Взять Камчатку, Уссурийский Край или проехать по пашням и фабрикам Республики, написать очерки.
Написать книгу о Сахалине.
Папа желает маме:
Благополучно съездить на родину и по совету доктора Кочерыгина спустить жирок около сердца.
Леве:
Хорошо сдать все зачеты, забыть дурной модернизм, просто и дельно написать о Сахалине и получить валюту на Лейку.
Пете, негодяю, который меняет семью на путешествие к разным девам с целью поиграть в камушки и перышки, остановиться на одной какой-нибудь, хотя бы Ксюше Изюмовой. Желаю также убить ворону.
Себе:
Издать 2-е изд. Собр. Сочинений, написать «Журавлиную родину» и съездить на Дон или к Арсеньеву.
1929
2 Января. Каждый день летят пороши, леса, наверное, уже очень засыпаны.
4 Января. Завтра Павловна уезжает от меня в Дорогобуж на две недели.
Многие за последнее время простые люди привыкли газеты читать, и им легко вспомнить, как странно казалось им в газете при первоначальном неумении выбирать нужное, встречать один за другим разнородные, несвязанные между собой факты. Так и в лес войти, чтобы понимать его, нужна своя особая грамота и навыки.
Одна из глав: писать хорошо о людях — плохого и нет.
9 Января. Читаю «Бродяги» Гамсуна. Так хорошо, что плохо думается о наших писателях: меня брало сомнение, не отстал ли я вообще от чтения, а теперь вижу, нет, значит, пишут плохо. Но непременно достать последнюю книгу Вс. Иванова{44}.

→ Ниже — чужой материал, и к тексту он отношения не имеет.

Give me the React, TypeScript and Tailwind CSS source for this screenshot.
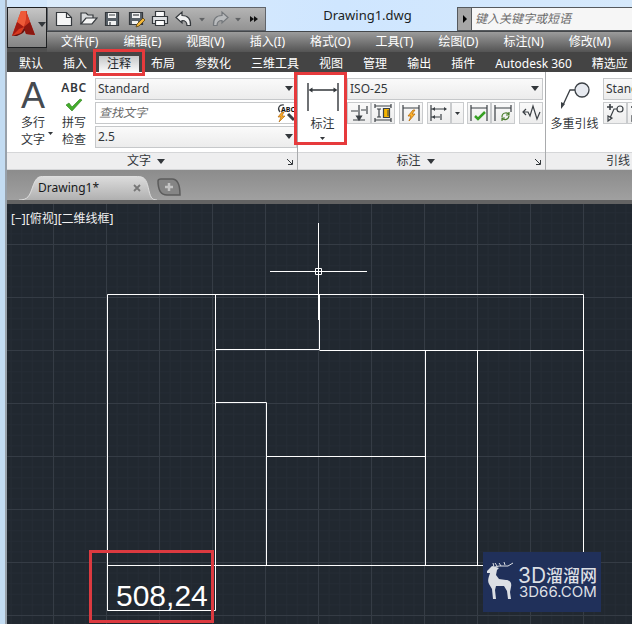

Люди, едущие на базар, давно заметили меня, и еще я целое лето жил при большой дороге. Теперь, пожалуй, можно сказать, что я на учете в уезде… Что же, я скажу, это, в некоторой степени, положение.
Есть два отношения к людям, личное — это когда при встрече взвешивается весь человек, и массовое: личность стирается, как нечто мешающее делу, и все отношения машинальные, вроде того, как на почте, я пишу «заказное», чиновник хлопает по нем печатью — и все. Первое — это общество, второе — государство.
Люди не только не виноваты, но даже и вовсе не плохи, если вникнуть в каждого. Плохое у них получается от бедности и безработицы.
Мужчина ищет единства и, если приходится ему быть вдвойне, то он за то и не считает себя тогда человеком. Женщина, если раздвоится, то часто не чувствует в этом никакого греха и, будучи в двух лицах, внутри себя это как-то оправдывает, благодаря чему каждое лицо в отдельности бывает искренним. Ложь — это порок, слабость мужчины или просто женская практика.
10 Января. Вчера только после полуночи начал стихать ветер, показались звезды. В расчете на короткие следы мы с Трубецким вышли на охоту в княжеские места. Мы упустили из виду, что зайцы две ночи из-за метели не выходили и, когда стихло и стало морозить, все разом бросились на корм. С полночи до свету они так натоптали, что было хуже трехдневной многоследицы. У князя вышла осечка. Ничего не убили.
Мы заметим этот денек как первый день весны света: при довольно сильном морозе солнце пригревало щеку.
Нечто вроде позиции. Простейшие рассказы, к которым влечет меня, — это я понимаю, как стремление к делу не для денег или <1 нрзб.> для славы, и еще в этом есть тоже и, вероятно самое главное, желание оберечь себя от иллюзорности литературного дела. У наших романистов, начиная с Пушкина, это было в традиции, сочиняя роман, посмеяться вообще над романом, как иллюзией, вероятно, в тайной надежде, что вот мой-то роман, мое слово будет значить как действительная жизнь. По всей вероятности, так и раскрывается понятие «простота», о которой у нас все сверху и донизу всегда говорят, как о чем-то самом хорошем.
Однако, у некоторых наших величайших писателей это стремление в искусстве к «простоте» кончалось разрывом с искусством и побегом в религию, искусство они объявляли «художественной болтовней» или искушением черта. Я привык объяснять себе (может быть, ошибаюсь), что такой побег объясняется не действительной немочью искусства, а крушением личности художника, не сумевшего побороть в себе искушение дать больше, чем может дать искусство, все как бы сводится у них к неудаче в обожествлении созданного ими образа. Я сильно подозреваю, что Христос в поэме Блока «Двенадцать», грациозный, легкий, украшенный розами, есть обожествленный сам поэт Блок, вождь пролетариев. Эту свою догадку я очень подтверждаю себе наблюдениями мистическо-хлыстовской среды, окружавшей поэта. Ведь было даже время незадолго перед этим, когда самый маленький петербургский поэт не только где-нибудь в «Аполлоне» или «Золотом руне», а просто в «Копейке» или «Биржевке» говорил: я — бог.